Tuesday, May 29, 2007

Capsicum Mushroom Chicken - Restaurant Style

I don't know if this is an Indian recipe or Indian Chinese recipe. May be a combination of both. In any case, this is one of my favorite party buster.

Here is how I go about doing it.
Get fresh cut whole chicken and cut into further small pieces. Wash until the blood is pretty much washed and marinate with salt, paprika, ginger powder, garlic powder, freshly ground black pepper, paprika and chicken masala powder. Adjust the amount to get desired taste.
Cut red onions into half rings and saute in a large skillet with desired oil. Once the onion turns brown, add ginger garlic paste, long cut green chili pepper and saute for a while.

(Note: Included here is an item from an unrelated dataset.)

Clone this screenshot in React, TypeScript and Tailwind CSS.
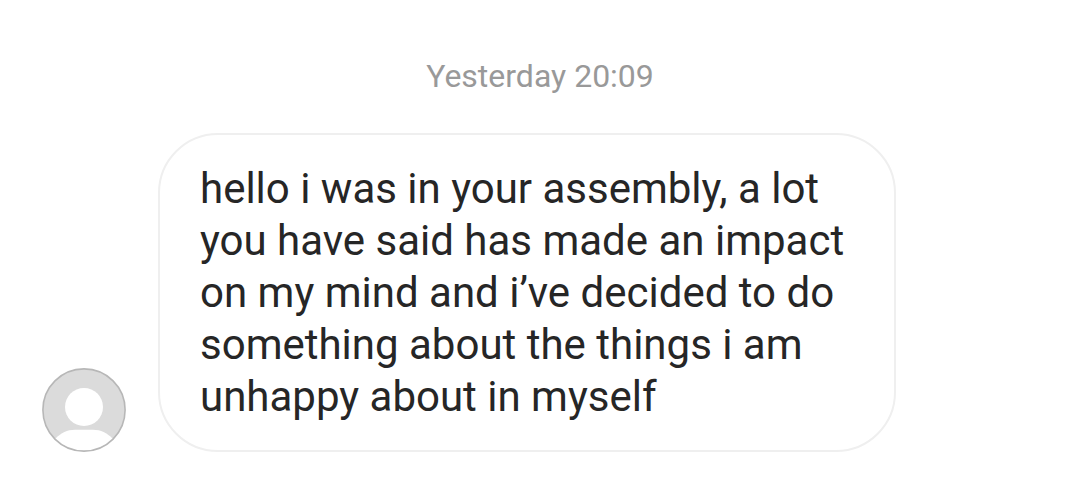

Then add cut tomato and saute until the mix becomes a pulp. Add marinated chicken pieces and cook in low flame until the juices start flowing. Add quarter cup of water if you don't see much juice. Cook for 20-30 minutes with a lid to cover. Remove the lid and add finely chopped spring onions and cilantro and cook in high flame for 5-10 minutes till the juice disappear.
Meanwhile, on a separate woke, stir fry cube cut red bell pepper (Capsicum) and sliced mushroom on high heat. Once the sides of the pepper and mushroom turns brown and you don't see any moisture in the pan, add salt and crushed chili to taste. Pour the contents to the chicken prepared in above step.
Serve in a large bowl. Squeeze half lemon and garnish with chopped spring onion and cilantro. (Curry leaves if you like south Indian flavor).
Note: The picture shown is taken today while we are vacationing in Seattle. Hint....to our other friends....you have good reason to have us come over for a visit :)

1 comment:

KVJ said...

That looks good.. would like to try it sometime.